#### [Information supplied]
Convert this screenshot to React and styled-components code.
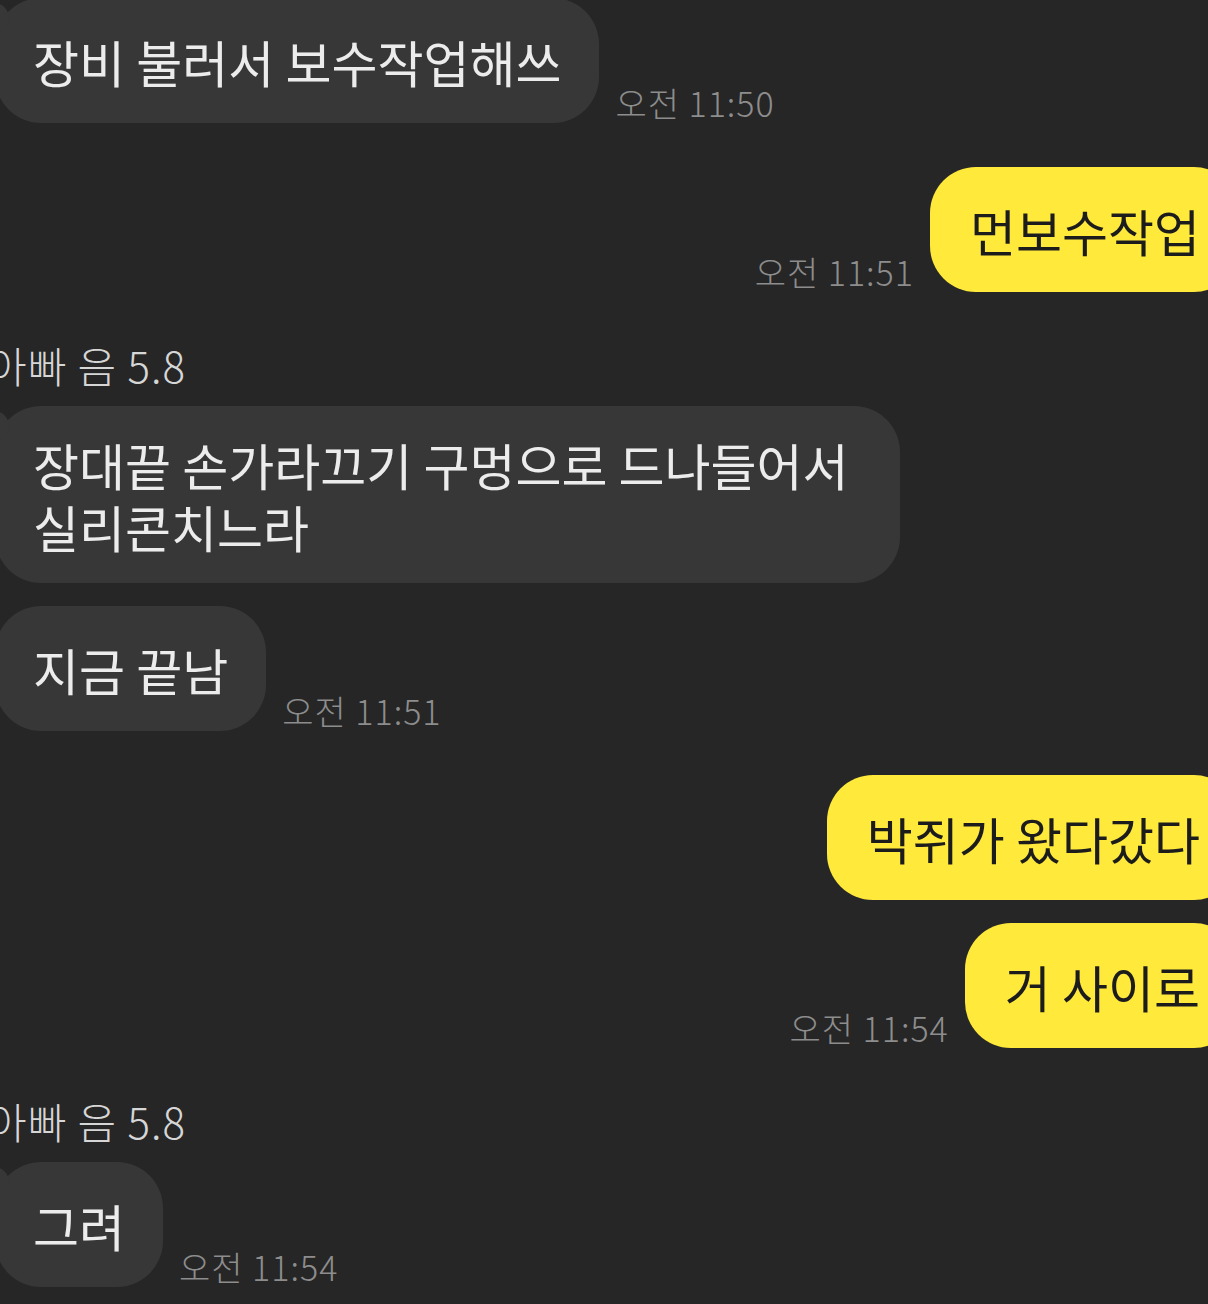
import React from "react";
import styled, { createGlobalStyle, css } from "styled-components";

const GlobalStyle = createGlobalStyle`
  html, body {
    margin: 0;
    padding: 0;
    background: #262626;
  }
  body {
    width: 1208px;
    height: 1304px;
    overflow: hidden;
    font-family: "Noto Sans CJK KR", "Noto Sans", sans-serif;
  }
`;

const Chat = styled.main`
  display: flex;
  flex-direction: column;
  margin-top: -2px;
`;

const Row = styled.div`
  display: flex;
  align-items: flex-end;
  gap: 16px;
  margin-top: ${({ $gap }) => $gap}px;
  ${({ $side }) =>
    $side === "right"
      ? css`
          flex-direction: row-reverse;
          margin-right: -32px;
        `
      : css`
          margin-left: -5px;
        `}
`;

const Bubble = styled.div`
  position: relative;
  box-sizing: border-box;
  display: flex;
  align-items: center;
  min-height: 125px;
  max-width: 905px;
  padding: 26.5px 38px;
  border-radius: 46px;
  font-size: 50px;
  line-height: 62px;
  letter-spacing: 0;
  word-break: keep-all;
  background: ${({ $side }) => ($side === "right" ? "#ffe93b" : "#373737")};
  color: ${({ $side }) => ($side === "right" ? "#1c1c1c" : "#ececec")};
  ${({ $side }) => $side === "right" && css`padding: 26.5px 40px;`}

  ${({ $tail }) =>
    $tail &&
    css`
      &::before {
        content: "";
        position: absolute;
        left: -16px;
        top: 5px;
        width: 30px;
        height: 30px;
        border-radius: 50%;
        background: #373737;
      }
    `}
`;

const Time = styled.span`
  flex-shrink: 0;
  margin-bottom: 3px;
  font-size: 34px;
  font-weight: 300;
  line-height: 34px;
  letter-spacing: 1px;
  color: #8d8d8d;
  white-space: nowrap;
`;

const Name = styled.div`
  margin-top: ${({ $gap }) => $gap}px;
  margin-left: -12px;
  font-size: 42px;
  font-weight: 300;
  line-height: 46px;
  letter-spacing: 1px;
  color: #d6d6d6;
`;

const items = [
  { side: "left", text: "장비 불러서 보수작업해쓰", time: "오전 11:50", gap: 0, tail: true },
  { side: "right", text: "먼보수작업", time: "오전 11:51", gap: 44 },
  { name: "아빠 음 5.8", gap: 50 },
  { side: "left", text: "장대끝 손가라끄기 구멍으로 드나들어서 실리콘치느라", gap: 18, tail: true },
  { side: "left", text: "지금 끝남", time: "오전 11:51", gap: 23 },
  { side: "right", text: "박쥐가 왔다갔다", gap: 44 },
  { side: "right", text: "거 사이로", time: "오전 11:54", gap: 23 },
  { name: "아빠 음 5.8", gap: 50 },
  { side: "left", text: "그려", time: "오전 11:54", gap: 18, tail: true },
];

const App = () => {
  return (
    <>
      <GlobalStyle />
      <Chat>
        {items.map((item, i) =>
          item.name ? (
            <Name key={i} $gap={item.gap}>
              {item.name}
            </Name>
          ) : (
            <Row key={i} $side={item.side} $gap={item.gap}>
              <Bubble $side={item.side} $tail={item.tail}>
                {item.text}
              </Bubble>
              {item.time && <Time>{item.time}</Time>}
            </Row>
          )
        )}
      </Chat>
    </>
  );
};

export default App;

#### [Given instruction]
Extract the full listing exactly, with the pictures left out.

#### [Written solution]
Convert this screenshot to React and styled-components code.
import React from "react";
import styled, { createGlobalStyle, css } from "styled-components";

const GlobalStyle = createGlobalStyle`
  html, body {
    margin: 0;
    padding: 0;
    background: #262626;
  }
  body {
    width: 1208px;
    height: 1304px;
    overflow: hidden;
    font-family: "Noto Sans CJK KR", "Noto Sans", sans-serif;
  }
`;

const Chat = styled.main`
  display: flex;
  flex-direction: column;
  margin-top: -2px;
`;

const Row = styled.div`
  display: flex;
  align-items: flex-end;
  gap: 16px;
  margin-top: ${({ $gap }) => $gap}px;
  ${({ $side }) =>
    $side === "right"
      ? css`
          flex-direction: row-reverse;
          margin-right: -32px;
        `
      : css`
          margin-left: -5px;
        `}
`;

const Bubble = styled.div`
  position: relative;
  box-sizing: border-box;
  display: flex;
  align-items: center;
  min-height: 125px;
  max-width: 905px;
  padding: 26.5px 38px;
  border-radius: 46px;
  font-size: 50px;
  line-height: 62px;
  letter-spacing: 0;
  word-break: keep-all;
  background: ${({ $side }) => ($side === "right" ? "#ffe93b" : "#373737")};
  color: ${({ $side }) => ($side === "right" ? "#1c1c1c" : "#ececec")};
  ${({ $side }) => $side === "right" && css`padding: 26.5px 40px;`}

  ${({ $tail }) =>
    $tail &&
    css`
      &::before {
        content: "";
        position: absolute;
        left: -16px;
        top: 5px;
        width: 30px;
        height: 30px;
        border-radius: 50%;
        background: #373737;
      }
    `}
`;

const Time = styled.span`
  flex-shrink: 0;
  margin-bottom: 3px;
  font-size: 34px;
  font-weight: 300;
  line-height: 34px;
  letter-spacing: 1px;
  color: #8d8d8d;
  white-space: nowrap;
`;

const Name = styled.div`
  margin-top: ${({ $gap }) => $gap}px;
  margin-left: -12px;
  font-size: 42px;
  font-weight: 300;
  line-height: 46px;
  letter-spacing: 1px;
  color: #d6d6d6;
`;

const items = [
  { side: "left", text: "장비 불러서 보수작업해쓰", time: "오전 11:50", gap: 0, tail: true },
  { side: "right", text: "먼보수작업", time: "오전 11:51", gap: 44 },
  { name: "아빠 음 5.8", gap: 50 },
  { side: "left", text: "장대끝 손가라끄기 구멍으로 드나들어서 실리콘치느라", gap: 18, tail: true },
  { side: "left", text: "지금 끝남", time: "오전 11:51", gap: 23 },
  { side: "right", text: "박쥐가 왔다갔다", gap: 44 },
  { side: "right", text: "거 사이로", time: "오전 11:54", gap: 23 },
  { name: "아빠 음 5.8", gap: 50 },
  { side: "left", text: "그려", time: "오전 11:54", gap: 18, tail: true },
];

const App = () => {
  return (
    <>
      <GlobalStyle />
      <Chat>
        {items.map((item, i) =>
          item.name ? (
            <Name key={i} $gap={item.gap}>
              {item.name}
            </Name>
          ) : (
            <Row key={i} $side={item.side} $gap={item.gap}>
              <Bubble $side={item.side} $tail={item.tail}>
                {item.text}
              </Bubble>
              {item.time && <Time>{item.time}</Time>}
            </Row>
          )
        )}
      </Chat>
    </>
  );
};

export default App;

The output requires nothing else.